> **YOUR GOAL**:
Please print exactly the lines below, from the start of the material up to and including the line with "string; className?: string", but none of the pictures.
◆ ◆ ◆ ◆
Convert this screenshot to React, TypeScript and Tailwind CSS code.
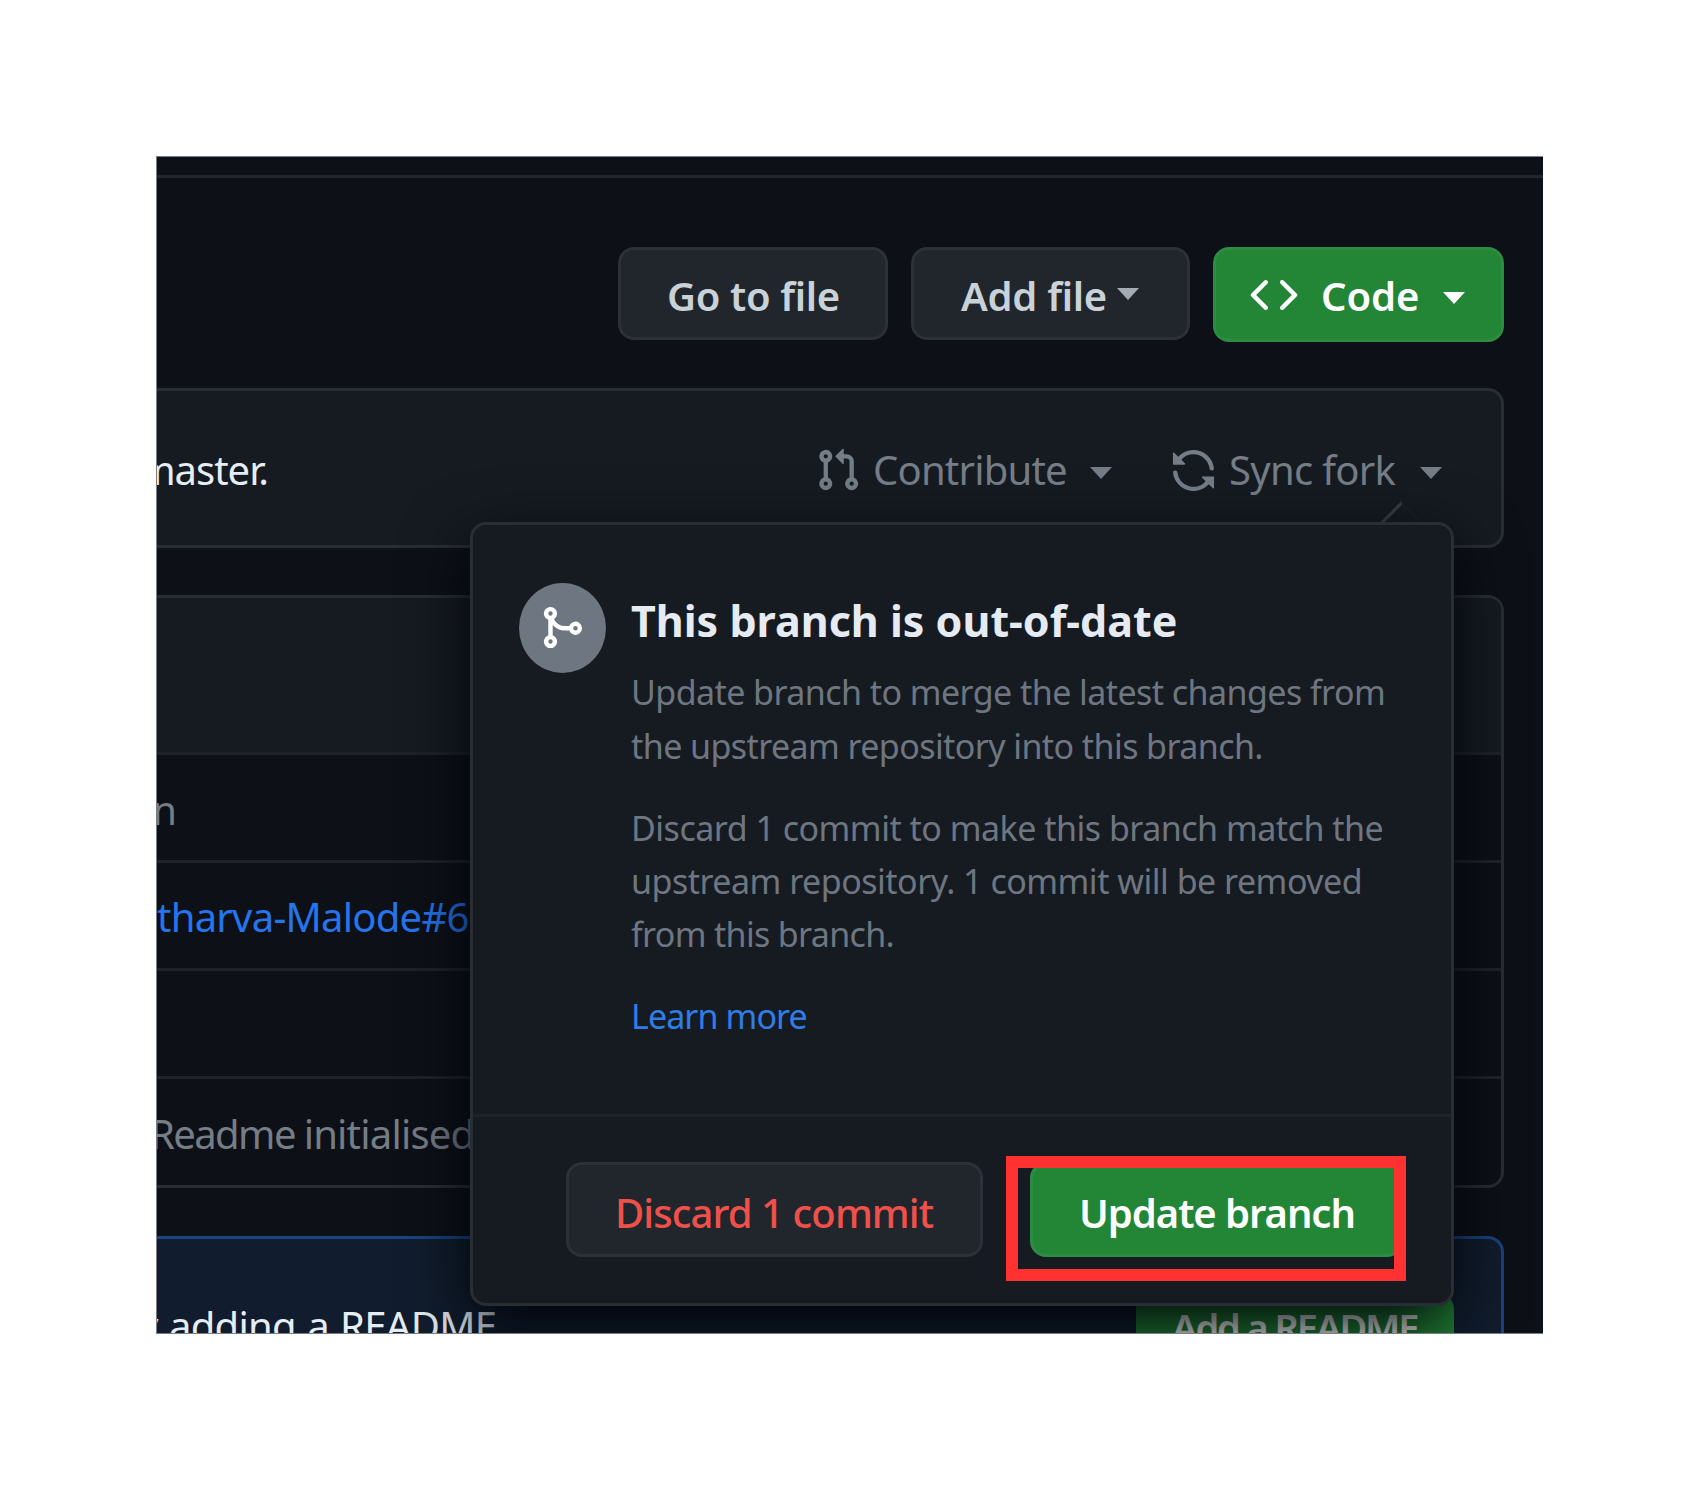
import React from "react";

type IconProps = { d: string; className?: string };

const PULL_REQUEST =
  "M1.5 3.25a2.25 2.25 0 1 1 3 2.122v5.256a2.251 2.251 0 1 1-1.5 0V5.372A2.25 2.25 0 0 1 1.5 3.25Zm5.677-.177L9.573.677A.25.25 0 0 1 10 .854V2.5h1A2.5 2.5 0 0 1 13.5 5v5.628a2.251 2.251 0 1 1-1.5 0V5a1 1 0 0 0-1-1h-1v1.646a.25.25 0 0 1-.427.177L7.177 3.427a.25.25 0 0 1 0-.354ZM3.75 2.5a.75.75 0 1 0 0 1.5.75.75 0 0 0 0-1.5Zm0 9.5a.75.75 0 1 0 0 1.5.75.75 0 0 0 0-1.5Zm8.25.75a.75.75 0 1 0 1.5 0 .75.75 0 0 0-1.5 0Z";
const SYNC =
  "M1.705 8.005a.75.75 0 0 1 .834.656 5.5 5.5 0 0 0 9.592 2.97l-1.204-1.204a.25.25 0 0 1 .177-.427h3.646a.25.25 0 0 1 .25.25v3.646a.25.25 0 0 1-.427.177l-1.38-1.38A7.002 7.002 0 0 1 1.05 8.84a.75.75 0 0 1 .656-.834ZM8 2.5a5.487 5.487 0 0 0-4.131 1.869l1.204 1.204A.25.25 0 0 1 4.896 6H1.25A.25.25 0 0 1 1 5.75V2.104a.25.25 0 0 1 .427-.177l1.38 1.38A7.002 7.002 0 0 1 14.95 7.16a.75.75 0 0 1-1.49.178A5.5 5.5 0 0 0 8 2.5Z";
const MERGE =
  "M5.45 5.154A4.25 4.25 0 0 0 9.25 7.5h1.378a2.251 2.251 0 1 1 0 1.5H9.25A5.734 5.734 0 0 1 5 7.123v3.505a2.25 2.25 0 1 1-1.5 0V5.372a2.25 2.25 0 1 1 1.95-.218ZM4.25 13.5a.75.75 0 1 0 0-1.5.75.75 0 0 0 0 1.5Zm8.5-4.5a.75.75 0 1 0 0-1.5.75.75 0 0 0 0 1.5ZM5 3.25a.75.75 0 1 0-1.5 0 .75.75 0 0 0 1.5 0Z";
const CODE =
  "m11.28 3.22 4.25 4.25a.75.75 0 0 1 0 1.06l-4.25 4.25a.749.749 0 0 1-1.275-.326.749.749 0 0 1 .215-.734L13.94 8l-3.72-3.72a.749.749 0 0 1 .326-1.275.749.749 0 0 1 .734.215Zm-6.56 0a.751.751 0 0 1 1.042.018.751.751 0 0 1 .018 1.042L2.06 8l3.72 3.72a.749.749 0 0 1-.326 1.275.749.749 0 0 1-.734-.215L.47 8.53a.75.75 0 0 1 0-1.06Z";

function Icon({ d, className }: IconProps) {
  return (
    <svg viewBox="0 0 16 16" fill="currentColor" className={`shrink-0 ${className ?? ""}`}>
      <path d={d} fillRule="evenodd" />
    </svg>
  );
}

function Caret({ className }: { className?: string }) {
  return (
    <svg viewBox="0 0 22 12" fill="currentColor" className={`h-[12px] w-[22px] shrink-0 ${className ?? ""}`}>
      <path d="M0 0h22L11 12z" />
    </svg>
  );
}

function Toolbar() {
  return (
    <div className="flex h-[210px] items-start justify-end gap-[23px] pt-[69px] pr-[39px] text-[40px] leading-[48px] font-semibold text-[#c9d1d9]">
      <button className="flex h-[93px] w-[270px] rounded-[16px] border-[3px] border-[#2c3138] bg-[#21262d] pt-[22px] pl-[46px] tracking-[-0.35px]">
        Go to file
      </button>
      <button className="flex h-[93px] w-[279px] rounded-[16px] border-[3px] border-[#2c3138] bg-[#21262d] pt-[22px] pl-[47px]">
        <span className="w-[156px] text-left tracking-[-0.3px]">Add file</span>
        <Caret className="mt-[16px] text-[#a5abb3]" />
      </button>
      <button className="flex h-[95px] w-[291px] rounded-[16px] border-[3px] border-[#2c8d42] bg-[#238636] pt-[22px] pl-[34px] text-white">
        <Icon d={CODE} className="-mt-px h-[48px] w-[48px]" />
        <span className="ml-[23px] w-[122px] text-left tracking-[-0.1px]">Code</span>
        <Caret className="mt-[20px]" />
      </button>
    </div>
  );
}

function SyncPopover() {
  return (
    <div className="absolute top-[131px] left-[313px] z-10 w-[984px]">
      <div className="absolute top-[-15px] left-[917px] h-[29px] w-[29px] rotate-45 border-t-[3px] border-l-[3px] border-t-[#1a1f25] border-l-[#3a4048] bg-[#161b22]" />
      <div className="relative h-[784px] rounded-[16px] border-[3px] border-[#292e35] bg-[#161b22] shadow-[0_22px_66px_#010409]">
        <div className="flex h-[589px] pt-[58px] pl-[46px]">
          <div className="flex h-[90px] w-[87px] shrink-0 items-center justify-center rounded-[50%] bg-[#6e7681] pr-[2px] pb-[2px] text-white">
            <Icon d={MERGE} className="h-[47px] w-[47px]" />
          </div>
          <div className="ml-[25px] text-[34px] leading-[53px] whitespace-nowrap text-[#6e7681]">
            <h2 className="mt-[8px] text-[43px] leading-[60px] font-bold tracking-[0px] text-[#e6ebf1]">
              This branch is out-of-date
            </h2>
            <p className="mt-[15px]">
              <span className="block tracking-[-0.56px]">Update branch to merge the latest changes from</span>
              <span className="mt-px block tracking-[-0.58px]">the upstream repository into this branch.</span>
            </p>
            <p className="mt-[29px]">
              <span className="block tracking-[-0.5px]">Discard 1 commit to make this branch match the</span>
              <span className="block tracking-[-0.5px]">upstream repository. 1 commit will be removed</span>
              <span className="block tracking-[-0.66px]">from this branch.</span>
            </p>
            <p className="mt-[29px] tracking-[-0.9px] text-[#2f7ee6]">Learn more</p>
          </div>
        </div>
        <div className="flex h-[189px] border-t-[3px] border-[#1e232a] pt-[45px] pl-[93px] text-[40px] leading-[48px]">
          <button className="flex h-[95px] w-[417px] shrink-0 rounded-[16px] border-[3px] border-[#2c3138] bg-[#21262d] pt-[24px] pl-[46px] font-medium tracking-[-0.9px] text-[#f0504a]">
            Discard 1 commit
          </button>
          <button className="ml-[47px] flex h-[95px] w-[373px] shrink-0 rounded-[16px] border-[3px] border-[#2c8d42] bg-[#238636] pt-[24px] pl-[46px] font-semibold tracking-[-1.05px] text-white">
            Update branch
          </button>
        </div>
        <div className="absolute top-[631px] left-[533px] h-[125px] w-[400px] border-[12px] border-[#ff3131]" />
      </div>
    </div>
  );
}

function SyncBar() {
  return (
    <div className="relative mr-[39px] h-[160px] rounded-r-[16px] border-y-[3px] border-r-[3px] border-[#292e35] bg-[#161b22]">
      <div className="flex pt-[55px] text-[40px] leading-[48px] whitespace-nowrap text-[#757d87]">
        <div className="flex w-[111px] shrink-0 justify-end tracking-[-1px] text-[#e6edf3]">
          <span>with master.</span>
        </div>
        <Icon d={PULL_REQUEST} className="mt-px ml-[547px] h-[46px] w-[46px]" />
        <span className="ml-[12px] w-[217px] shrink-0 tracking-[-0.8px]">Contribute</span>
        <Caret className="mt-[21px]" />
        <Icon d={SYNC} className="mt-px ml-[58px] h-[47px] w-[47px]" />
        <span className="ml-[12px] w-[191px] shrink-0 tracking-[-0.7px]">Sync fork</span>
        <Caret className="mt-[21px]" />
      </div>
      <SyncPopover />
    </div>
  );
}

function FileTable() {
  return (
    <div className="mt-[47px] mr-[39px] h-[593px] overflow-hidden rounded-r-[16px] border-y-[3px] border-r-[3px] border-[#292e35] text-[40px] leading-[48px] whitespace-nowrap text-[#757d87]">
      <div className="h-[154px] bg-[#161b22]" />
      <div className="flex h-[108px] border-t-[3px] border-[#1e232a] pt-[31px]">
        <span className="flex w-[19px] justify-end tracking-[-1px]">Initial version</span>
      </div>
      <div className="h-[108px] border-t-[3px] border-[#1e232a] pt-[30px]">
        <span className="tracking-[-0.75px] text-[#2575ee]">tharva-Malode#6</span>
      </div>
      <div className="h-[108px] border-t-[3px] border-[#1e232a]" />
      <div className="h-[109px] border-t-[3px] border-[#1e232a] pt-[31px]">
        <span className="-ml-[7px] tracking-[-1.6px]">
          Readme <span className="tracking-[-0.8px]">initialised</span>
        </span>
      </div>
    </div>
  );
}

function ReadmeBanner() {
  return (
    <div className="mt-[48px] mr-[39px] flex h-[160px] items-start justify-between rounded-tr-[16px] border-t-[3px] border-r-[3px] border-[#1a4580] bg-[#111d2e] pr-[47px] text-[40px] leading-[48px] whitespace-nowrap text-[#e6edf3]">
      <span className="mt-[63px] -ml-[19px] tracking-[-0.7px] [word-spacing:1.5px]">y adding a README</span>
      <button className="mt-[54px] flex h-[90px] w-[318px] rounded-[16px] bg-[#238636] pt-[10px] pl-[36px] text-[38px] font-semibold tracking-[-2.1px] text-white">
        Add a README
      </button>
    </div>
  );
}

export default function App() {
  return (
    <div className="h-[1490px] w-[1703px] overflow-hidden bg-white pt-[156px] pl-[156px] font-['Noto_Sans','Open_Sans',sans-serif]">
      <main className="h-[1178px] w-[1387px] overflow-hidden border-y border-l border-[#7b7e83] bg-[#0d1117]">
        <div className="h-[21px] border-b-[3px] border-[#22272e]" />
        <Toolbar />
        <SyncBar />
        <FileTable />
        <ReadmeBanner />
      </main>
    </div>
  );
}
◆ ◆ ◆ ◆
> **RESULT OF THE TASK**:
Convert this screenshot to React, TypeScript and Tailwind CSS code.
import React from "react";

type IconProps = { d: string; className?: string };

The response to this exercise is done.